Given exercise: The data below should be restated word for word, with every picture omitted.
##### Given data
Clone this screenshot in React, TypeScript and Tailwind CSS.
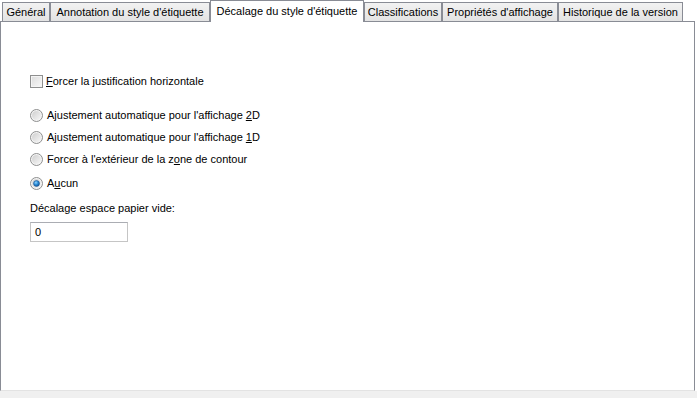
import React from 'react';

const tabs = [
  { label: 'Général', w: 'w-[48px]' },
  { label: "Annotation du style d'étiquette", w: 'w-[160px]' },
  { label: "Décalage du style d'étiquette", w: 'w-[154px]', active: true },
  { label: 'Classifications', w: 'w-[78px]' },
  { label: "Propriétés d'affichage", w: 'w-[116px]' },
  { label: 'Historique de la version', w: 'w-[125px]' },
];

function Radio({ checked }: { checked?: boolean }) {
  return (
    <svg width="13" height="13" viewBox="0 0 13 13" className="shrink-0">
      <defs>
        <linearGradient id="rg" x1="0" y1="0" x2="1" y2="1">
          <stop offset="0" stopColor="#cfcfcf" />
          <stop offset="1" stopColor="#f6f6f6" />
        </linearGradient>
        <radialGradient id="dot" cx="0.4" cy="0.35" r="0.7">
          <stop offset="0" stopColor="#8fd3ff" />
          <stop offset="0.5" stopColor="#2a8ad4" />
          <stop offset="1" stopColor="#0c4f95" />
        </radialGradient>
      </defs>
      <circle cx="6.5" cy="6.5" r="6" fill="#f4f4f4" stroke="#8e8f8f" strokeWidth="1" />
      <circle cx="6.5" cy="6.5" r="4.5" fill="url(#rg)" />
      {checked ? <circle cx="6.5" cy="6.5" r="3" fill="url(#dot)" stroke="#1a4f8a" strokeWidth="0.5" /> : null}
    </svg>
  );
}

function RadioRow({ checked, className, children }: { checked?: boolean; className?: string; children: React.ReactNode }) {
  return (
    <div className={`flex h-[22px] items-center gap-[4px] ${className ?? ''}`}>
      <Radio checked={checked} />
      <span>{children}</span>
    </div>
  );
}

export default function App() {
  return (
    <div className="relative h-[398px] w-[697px] overflow-hidden bg-white font-['Liberation_Sans',sans-serif] text-[11px] text-black">
      <div className="flex h-[21px] items-end pl-[2px]">
        {tabs.map((t) =>
          t.active ? (
            <div
              key={t.label}
              className={`${t.w} relative z-10 -mb-px flex h-[22px] shrink-0 items-start justify-center border border-b-0 border-[#898c95] bg-white pt-[2px]`}
            >
              {t.label}
            </div>
          ) : (
            <div
              key={t.label}
              className={`${t.w} flex h-[19px] shrink-0 items-center justify-center border border-b-0 border-[#898c95] bg-gradient-to-b from-[#f2f2f2] to-[#e3e3e3] pt-px`}
            >
              {t.label}
            </div>
          )
        )}
      </div>
      <div className="h-[370px] w-[695px] border border-[#898c95] border-b-[#e3e3e3] bg-white pl-[29px] pt-[48px]">
        <div className="flex h-[22px] items-center gap-[3px]">
          <span className="h-[13px] w-[13px] shrink-0 border border-[#8e8f8f] bg-gradient-to-br from-[#dcdcdc] to-[#f8f8f8] shadow-[inset_0_0_0_1px_#f4f4f4]" />
          <span>
            <span className="underline">F</span>orcer la justification horizontale
          </span>
        </div>
        <div className="mt-[12px]">
          <RadioRow>
            Ajustement automatique pour l'affichage <span className="underline">2</span>D
          </RadioRow>
          <RadioRow>
            Ajustement automatique pour l'affichage <span className="underline">1</span>D
          </RadioRow>
          <RadioRow>
            Forcer à l'extérieur de la z<span className="underline">o</span>ne de contour
          </RadioRow>
          <RadioRow checked className="mt-[2px]">
            A<span className="underline">u</span>cun
          </RadioRow>
        </div>
        <div className="mt-[7px] flex h-[14px] items-center">Décalage espace papier vide:</div>
        <div className="mt-[7px] flex h-[20px] w-[98px] items-center border border-[#c5c5c5] border-t-[#abadb3] pl-[4px]">
          0
        </div>
      </div>
      <div className="h-[7px] bg-[#f0f0f0]" />
    </div>
  );
}
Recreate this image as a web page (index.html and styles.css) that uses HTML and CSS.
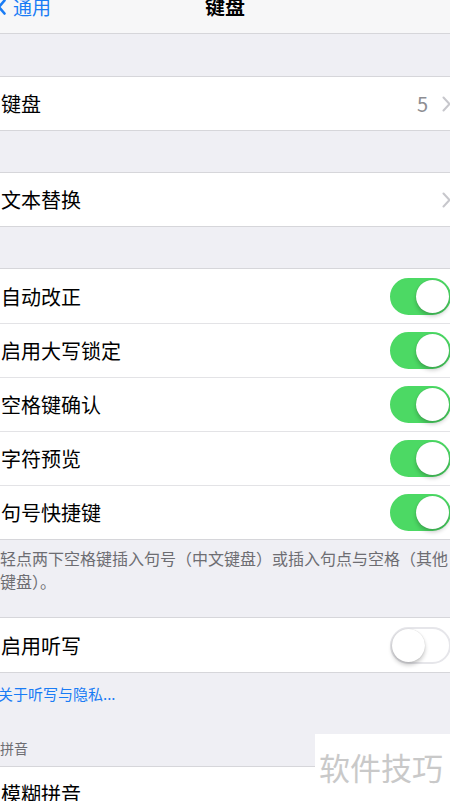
##########
Solution:
Clone this screenshot in React, TypeScript and Tailwind CSS.
import React from 'react';

const tabs = [
  { label: 'Général', w: 'w-[48px]' },
  { label: "Annotation du style d'étiquette", w: 'w-[160px]' },
  { label: "Décalage du style d'étiquette", w: 'w-[154px]', active: true },
  { label: 'Classifications', w: 'w-[78px]' },
  { label: "Propriétés d'affichage", w: 'w-[116px]' },
  { label: 'Historique de la version', w: 'w-[125px]' },
];

function Radio({ checked }: { checked?: boolean }) {
  return (
    <svg width="13" height="13" viewBox="0 0 13 13" className="shrink-0">
      <defs>
        <linearGradient id="rg" x1="0" y1="0" x2="1" y2="1">
          <stop offset="0" stopColor="#cfcfcf" />
          <stop offset="1" stopColor="#f6f6f6" />
        </linearGradient>
        <radialGradient id="dot" cx="0.4" cy="0.35" r="0.7">
          <stop offset="0" stopColor="#8fd3ff" />
          <stop offset="0.5" stopColor="#2a8ad4" />
          <stop offset="1" stopColor="#0c4f95" />
        </radialGradient>
      </defs>
      <circle cx="6.5" cy="6.5" r="6" fill="#f4f4f4" stroke="#8e8f8f" strokeWidth="1" />
      <circle cx="6.5" cy="6.5" r="4.5" fill="url(#rg)" />
      {checked ? <circle cx="6.5" cy="6.5" r="3" fill="url(#dot)" stroke="#1a4f8a" strokeWidth="0.5" /> : null}
    </svg>
  );
}

function RadioRow({ checked, className, children }: { checked?: boolean; className?: string; children: React.ReactNode }) {
  return (
    <div className={`flex h-[22px] items-center gap-[4px] ${className ?? ''}`}>
      <Radio checked={checked} />
      <span>{children}</span>
    </div>
  );
}

export default function App() {
  return (
    <div className="relative h-[398px] w-[697px] overflow-hidden bg-white font-['Liberation_Sans',sans-serif] text-[11px] text-black">
      <div className="flex h-[21px] items-end pl-[2px]">
        {tabs.map((t) =>
          t.active ? (
            <div
              key={t.label}
              className={`${t.w} relative z-10 -mb-px flex h-[22px] shrink-0 items-start justify-center border border-b-0 border-[#898c95] bg-white pt-[2px]`}
            >
              {t.label}
            </div>
          ) : (
            <div
              key={t.label}
              className={`${t.w} flex h-[19px] shrink-0 items-center justify-center border border-b-0 border-[#898c95] bg-gradient-to-b from-[#f2f2f2] to-[#e3e3e3] pt-px`}
            >
              {t.label}
            </div>
          )
        )}
      </div>
      <div className="h-[370px] w-[695px] border border-[#898c95] border-b-[#e3e3e3] bg-white pl-[29px] pt-[48px]">
        <div className="flex h-[22px] items-center gap-[3px]">
          <span className="h-[13px] w-[13px] shrink-0 border border-[#8e8f8f] bg-gradient-to-br from-[#dcdcdc] to-[#f8f8f8] shadow-[inset_0_0_0_1px_#f4f4f4]" />
          <span>
            <span className="underline">F</span>orcer la justification horizontale
          </span>
        </div>
        <div className="mt-[12px]">
          <RadioRow>
            Ajustement automatique pour l'affichage <span className="underline">2</span>D
          </RadioRow>
          <RadioRow>
            Ajustement automatique pour l'affichage <span className="underline">1</span>D
          </RadioRow>
          <RadioRow>
            Forcer à l'extérieur de la z<span className="underline">o</span>ne de contour
          </RadioRow>
          <RadioRow checked className="mt-[2px]">
            A<span className="underline">u</span>cun
          </RadioRow>
        </div>
        <div className="mt-[7px] flex h-[14px] items-center">Décalage espace papier vide:</div>
        <div className="mt-[7px] flex h-[20px] w-[98px] items-center border border-[#c5c5c5] border-t-[#abadb3] pl-[4px]">
          0
        </div>
      </div>
      <div className="h-[7px] bg-[#f0f0f0]" />
    </div>
  );
}
Recreate this image as a web page (index.html and styles.css) that uses HTML and CSS.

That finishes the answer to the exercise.